INSTRUCTIONS TO FOLLOW. The material below holds a span beginning at the line with "The picture is" and ending at the line with "mt-[31px] h-10 w-[2px]". Quote that span exactly, both ends included, and only that span.

DATASET CONTENT.
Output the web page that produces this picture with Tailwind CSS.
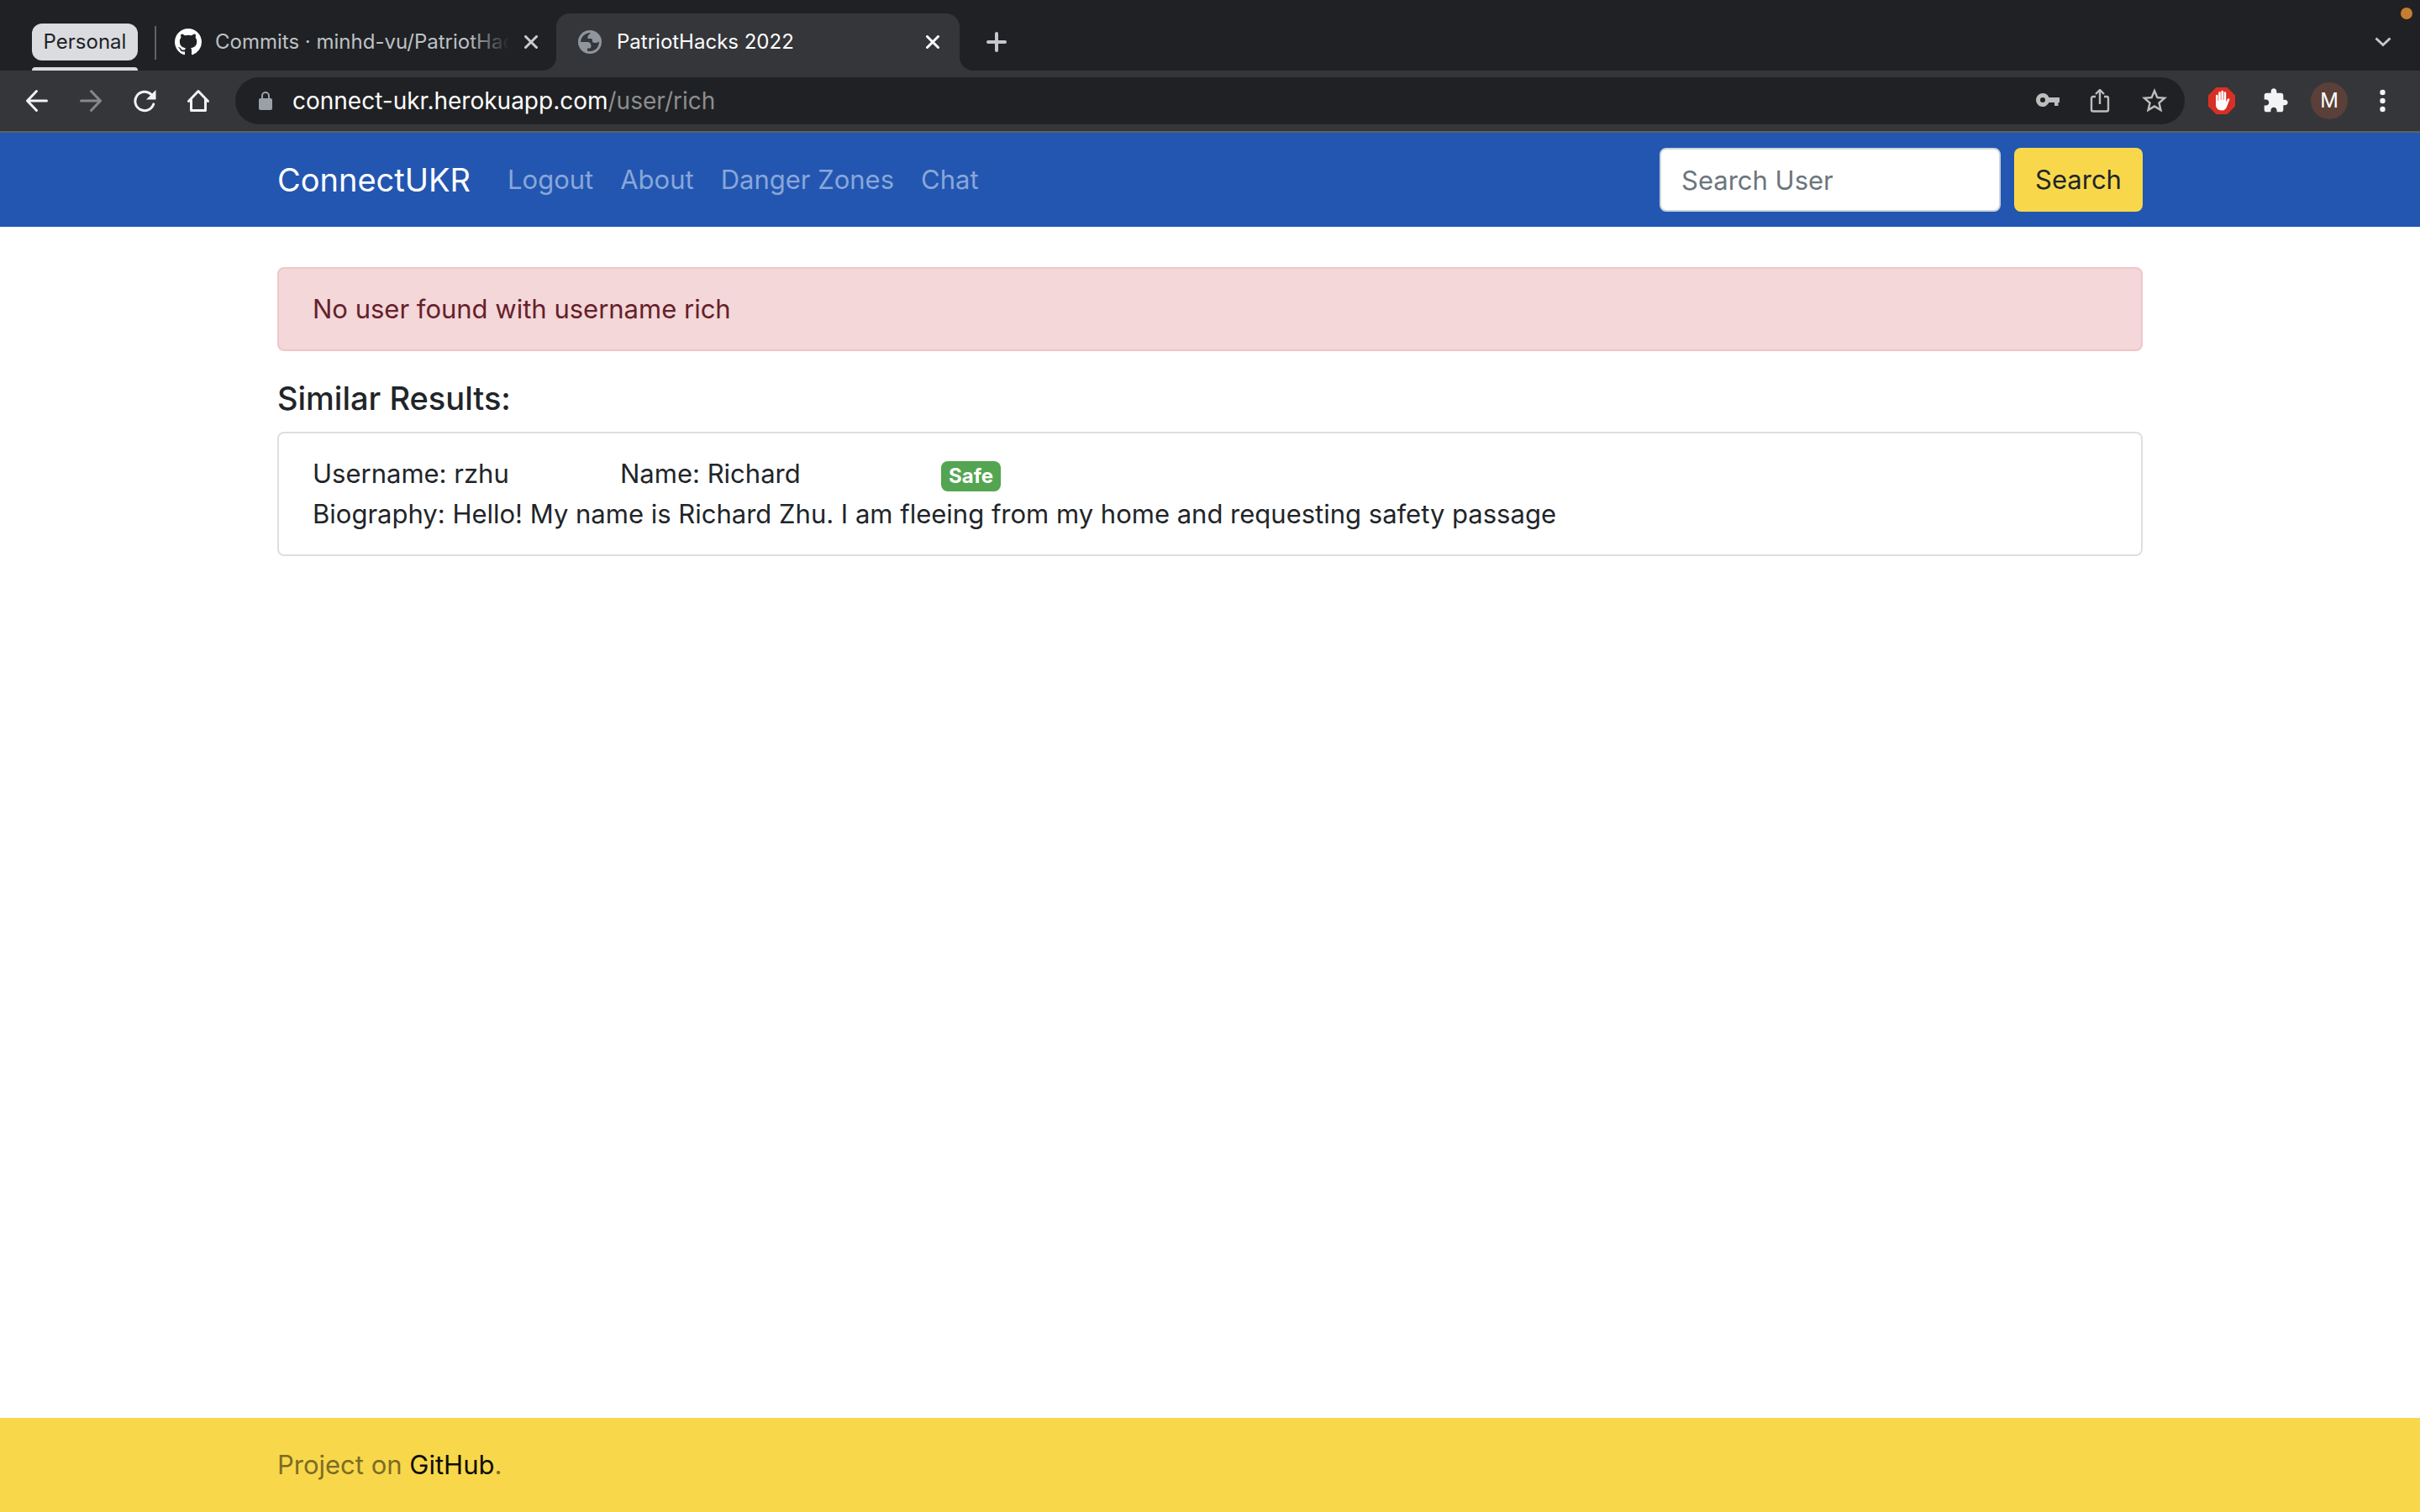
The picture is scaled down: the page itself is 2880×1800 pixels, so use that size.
<!DOCTYPE html>
<html lang="en">
<head>
    <meta charset="UTF-8">
    <meta name="viewport" content="width=device-width, initial-scale=1.0">
    <title>PatriotHacks 2022</title>
    <script src="https://cdn.jsdelivr.net/npm/@tailwindcss/browser@4"></script>
</head>
<body class="flex min-h-screen flex-col bg-white font-['Inter','Liberation_Sans',sans-serif] text-[31px] leading-[48px] text-[#212529]">

    <!-- Browser window -->
    <div class="text-[24px] leading-[32px]">

        <!-- Tab strip -->
        <div class="relative flex h-[84px] bg-[#202124]">
            <div class="ml-[38px] flex w-[126px] flex-col justify-between pt-7">
                <button class="h-11 rounded-xl bg-[#dadce0] text-[#202124]">Personal</button>
                <div class="h-1 rounded-t bg-[#dadce0]"></div>
            </div>
            <div class="ml-5 mt-[31px] h-10 w-[2px] bg-[#5f6368]"></div>

            <div class="ml-[22px] mr-[22px] flex items-center pt-4">
                <svg class="size-8 shrink-0" viewBox="0 0 16 16" fill="#fff"><path d="M8 0C3.58 0 0 3.58 0 8c0 3.54 2.29 6.53 5.47 7.59.4.07.55-.17.55-.38 0-.19-.01-.82-.01-1.49-2.01.37-2.53-.49-2.69-.94-.09-.23-.48-.94-.82-1.13-.28-.15-.68-.52-.01-.53.63-.01 1.08.58 1.23.82.72 1.21 1.87.87 2.33.66.07-.52.28-.87.51-1.07-1.78-.2-3.64-.89-3.64-3.95 0-.87.31-1.59.82-2.15-.08-.2-.36-1.02.08-2.12 0 0 .67-.21 2.2.82.64-.18 1.32-.27 2-.27s1.36.09 2 .27c1.53-1.04 2.2-.82 2.2-.82.44 1.1.16 1.92.08 2.12.51.56.82 1.27.82 2.15 0 3.07-1.87 3.75-3.65 3.95.29.25.54.73.54 1.48 0 1.07-.01 1.93-.01 2.2 0 .21.15.46.55.38A8.01 8.01 0 0 0 16 8c0-4.42-3.58-8-8-8z"/></svg>
                <span class="relative ml-4 w-[350px] overflow-hidden whitespace-nowrap text-[#bdc1c6]">Commits · minhd-vu/PatriotHac
                    <span class="absolute inset-y-0 right-0 w-12 bg-linear-to-r from-[#202124]/0 to-[#202124]"></span>
                </span>
                <button class="ml-[18px]" aria-label="Close tab">
                    <svg class="size-4" viewBox="0 0 16 16" stroke="#c9ccd0" stroke-width="3" stroke-linecap="round"><path d="M1.5 1.5l13 13M14.5 1.5l-13 13"/></svg>
                </button>
            </div>

            <div class="relative mt-4 flex w-[480px] items-center rounded-t-[16px] bg-[#35363a] pl-[26px] pr-6">
                <div class="absolute -left-4 bottom-0 size-4 bg-[#35363a]"><div class="size-4 rounded-br-[16px] bg-[#202124]"></div></div>
                <div class="absolute -right-4 bottom-0 size-4 bg-[#35363a]"><div class="size-4 rounded-bl-[16px] bg-[#202124]"></div></div>
                <svg class="size-7" viewBox="0 0 28 28"><circle cx="14" cy="14" r="14" fill="#8f959c"/><path fill="#35363a" d="M3 14C3.3 8 8 3.2 15 3C14 5 12 5 11.5 7.5V10H15.5C17 10 17 12 17 14C19 16 22 15 25 13.5C25 20 20.5 25 14 25L11 24.7V21.5H14.5C16 20 15.5 17 14.5 15.5C13.5 14 12 14 10 14Z"/></svg>
                <span class="ml-[18px] text-white">PatriotHacks 2022</span>
                <button class="ml-auto" aria-label="Close tab">
                    <svg class="size-4" viewBox="0 0 16 16" stroke="#fff" stroke-width="3" stroke-linecap="round"><path d="M1.5 1.5l13 13M14.5 1.5l-13 13"/></svg>
                </button>
            </div>

            <button class="ml-8 pt-4" aria-label="New tab">
                <svg class="size-6" viewBox="0 0 24 24" stroke="#c4c7cb" stroke-width="4" stroke-linecap="round"><path d="M12 2v20M2 12h20"/></svg>
            </button>
            <button class="ml-auto mr-[34px] pt-4" aria-label="Search tabs">
                <svg class="h-3 w-5" viewBox="0 0 20 12" fill="none" stroke="#c4c7cb" stroke-width="3"><path d="M1.5 1.5l8.5 8 8.5-8"/></svg>
            </button>
            <span class="absolute right-[9px] top-[9px] size-[14px] rounded-full bg-[#c57e30]"></span>
        </div>

        <!-- Toolbar -->
        <div class="flex h-[74px] items-center border-b-2 border-[#5f6063] bg-[#35363a] pl-[30px] pr-[41px]">
            <div class="flex items-center gap-9">
                <button aria-label="Back"><svg class="size-7" viewBox="0 0 28 28" fill="none" stroke="#f1f3f4" stroke-width="3" stroke-linecap="round" stroke-linejoin="round"><path d="M25.5 14H3M13.5 2.5L2.5 14l11 11.5"/></svg></button>
                <button aria-label="Forward"><svg class="size-7" viewBox="0 0 28 28" fill="none" stroke="#87888a" stroke-width="3" stroke-linecap="round" stroke-linejoin="round"><path d="M2.5 14H25M14.5 2.5l11 11.5-11 11.5"/></svg></button>
                <button aria-label="Reload"><svg class="size-7" viewBox="0 0 28 28"><path fill="none" stroke="#f1f3f4" stroke-width="3" stroke-linecap="round" d="M22 6.5A11.2 11.2 0 1 0 24.7 18"/><path fill="#f1f3f4" d="M27.5 1v11.5H16z"/></svg></button>
                <button aria-label="Home"><svg class="size-7" viewBox="0 0 28 28" fill="none" stroke="#f1f3f4" stroke-width="3" stroke-linecap="round" stroke-linejoin="round"><path d="M2.5 14.5L14 2.5l11.5 12M5.5 12v13.5h17V12"/></svg></button>
            </div>

            <div class="ml-[30px] flex h-14 grow items-center rounded-full bg-[#202124] pl-7 pr-[18px]">
                <svg class="h-6 w-4" viewBox="0 0 16 24"><rect y="9" width="16" height="14" rx="2" fill="#9aa0a6"/><path d="M4 10V6a4 4 0 0 1 8 0v4" fill="none" stroke="#9aa0a6" stroke-width="2"/></svg>
                <span class="ml-6 text-[28px] text-white">connect-ukr.herokuapp.com<span class="text-[#8c8d8f]">/user/rich</span></span>
                <div class="ml-auto flex items-center gap-[35px]">
                    <button aria-label="Saved passwords"><svg class="h-7 w-[30px]" viewBox="0 0 30 28" fill="#bdbdbd"><path fill-rule="evenodd" d="M9 5a8 8 0 1 0 7.4 11H23v4h4.500v-4H29v-6H16.400A8 8 0 0 0 9 5zm0 5a3 3 0 1 1 0 6 3 3 0 0 1 0-6z"/></svg></button>
                    <button aria-label="Share"><svg class="h-7 w-6" viewBox="0 0 24 28" fill="none" stroke="#bdbdbd" stroke-width="2.4"><path d="M7 9H4a2 2 0 0 0-2 2v13.500a2 2 0 0 0 2 2h16a2 2 0 0 0 2-2V11a2 2 0 0 0-2-2h-3M12 18V1.500M7 6l5-5 5 5"/></svg></button>
                    <button aria-label="Bookmark this page"><svg class="size-9" viewBox="0 0 24 24" fill="#bdbdbd"><path d="M22 9.240l-7.190-.62L12 2 9.190 8.630 2 9.240l5.460 4.730L5.820 21 12 17.270 18.180 21l-1.630-7.030L22 9.240zM12 15.400l-3.760 2.270 1-4.280-3.320-2.880 4.380-.38L12 6.100l1.710 4.040 4.380.38-3.320 2.880 1 4.280L12 15.400z"/></svg></button>
                </div>
            </div>

            <div class="ml-7 flex items-center">
                <button aria-label="AdBlock"><svg class="size-8" viewBox="0 0 32 32"><path fill="#d93025" d="M9.500 0h13L32 9.500v13L22.500 32h-13L0 22.500v-13z"/><path fill="#fff" d="M9 10a1.300 1.300 0 0 1 2.600 0v6h.6V6.500a1.300 1.300 0 0 1 2.600 0V15h.6V5a1.300 1.300 0 0 1 2.600 0v10h.6V6.500a1.300 1.300 0 0 1 2.600 0V17.500l1.600-3.500c.8-1.500 3-.8 2.500.7L22.500 22c-1 3.500-3 5.500-6.500 5.500-4.500 0-7-3-7-7z"/></svg></button>
                <button class="ml-8" aria-label="Extensions"><svg class="size-8" viewBox="0 0 24 24" fill="#f1f3f4"><path d="M20.500 11H19V7c0-1.100-.9-2-2-2h-4V3.500C13 2.120 11.880 1 10.500 1S8 2.120 8 3.500V5H4c-1.100 0-1.990.9-1.990 2v3.800H3.500c1.490 0 2.700 1.210 2.700 2.700s-1.210 2.700-2.700 2.700H2V20c0 1.100.9 2 2 2h3.800v-1.500c0-1.490 1.210-2.700 2.700-2.700 1.490 0 2.700 1.210 2.700 2.700V22H17c1.100 0 2-.9 2-2v-4h1.500c1.380 0 2.500-1.120 2.500-2.500S21.880 11 20.500 11z"/></svg></button>
                <button class="ml-[26px] size-11 rounded-full bg-[#5a4038] text-white" aria-label="Profile">M</button>
                <button class="ml-[38px]" aria-label="Menu"><svg class="h-7 w-[7px]" viewBox="0 0 7 28" fill="#f1f3f4"><circle cx="3.5" cy="4" r="3.2"/><circle cx="3.5" cy="14" r="3.2"/><circle cx="3.5" cy="24" r="3.2"/></svg></button>
            </div>
        </div>
    </div>

    <!-- Navbar -->
    <nav class="bg-[#2356b1] py-[18px]">
        <div class="mx-auto flex max-w-[2220px] items-center">
            <a href="#" class="text-[38px] text-white">ConnectUKR</a>
            <div class="ml-11 flex grow gap-8 text-[#88a7d8]">
                <a href="#">Logout</a>
                <a href="#">About</a>
                <a href="#">Danger Zones</a>
                <a href="#">Chat</a>
            </div>
            <form class="flex gap-4">
                <input type="text" aria-label="Search User" placeholder="Search User" class="h-[76px] w-[406px] rounded-lg border-2 border-[#ced4da] bg-white px-6 placeholder:text-[#6c757d]">
                <button type="button" class="h-[76px] w-[153px] rounded-lg bg-[#f8d84a]">Search</button>
            </form>
        </div>
    </nav>

    <!-- Results -->
    <main class="mx-auto w-full max-w-[2220px] grow pt-12">
        <div role="alert" class="rounded-lg border-2 border-[#efc6ca] bg-[#f3d7d9] px-10 py-6 text-[#66202a]">No user found with username rich</div>
        <h5 class="mt-8 text-[38px] font-medium">Similar Results:</h5>
        <div class="mt-4 rounded-lg border-2 border-[#dfdfdf] px-10 py-6">
            <div class="grid grid-cols-[366px_382px_auto] items-center justify-start">
                <span>Username: rzhu</span>
                <span>Name: Richard</span>
                <span class="mt-[6px] rounded-lg bg-[#53a551] px-[9px] text-[24px] leading-9 font-bold text-white">Safe</span>
            </div>
            <p>Biography: Hello! My name is Richard Zhu. I am fleeing from my home and requesting safety passage</p>
        </div>
    </main>

    <footer class="bg-[#f8d84a] py-8">
        <p class="mx-auto max-w-[2220px] text-[#7c6c25]">Project on <a href="#" class="text-[#0f0d04]">GitHub</a>.</p>
    </footer>
</body>
</html>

THE ANSWER.
The picture is scaled down: the page itself is 2880×1800 pixels, so use that size.
<!DOCTYPE html>
<html lang="en">
<head>
    <meta charset="UTF-8">
    <meta name="viewport" content="width=device-width, initial-scale=1.0">
    <title>PatriotHacks 2022</title>
    <script src="https://cdn.jsdelivr.net/npm/@tailwindcss/browser@4"></script>
</head>
<body class="flex min-h-screen flex-col bg-white font-['Inter','Liberation_Sans',sans-serif] text-[31px] leading-[48px] text-[#212529]">

    <!-- Browser window -->
    <div class="text-[24px] leading-[32px]">

        <!-- Tab strip -->
        <div class="relative flex h-[84px] bg-[#202124]">
            <div class="ml-[38px] flex w-[126px] flex-col justify-between pt-7">
                <button class="h-11 rounded-xl bg-[#dadce0] text-[#202124]">Personal</button>
                <div class="h-1 rounded-t bg-[#dadce0]"></div>
            </div>
            <div class="ml-5 mt-[31px] h-10 w-[2px] bg-[#5f6368]"></div>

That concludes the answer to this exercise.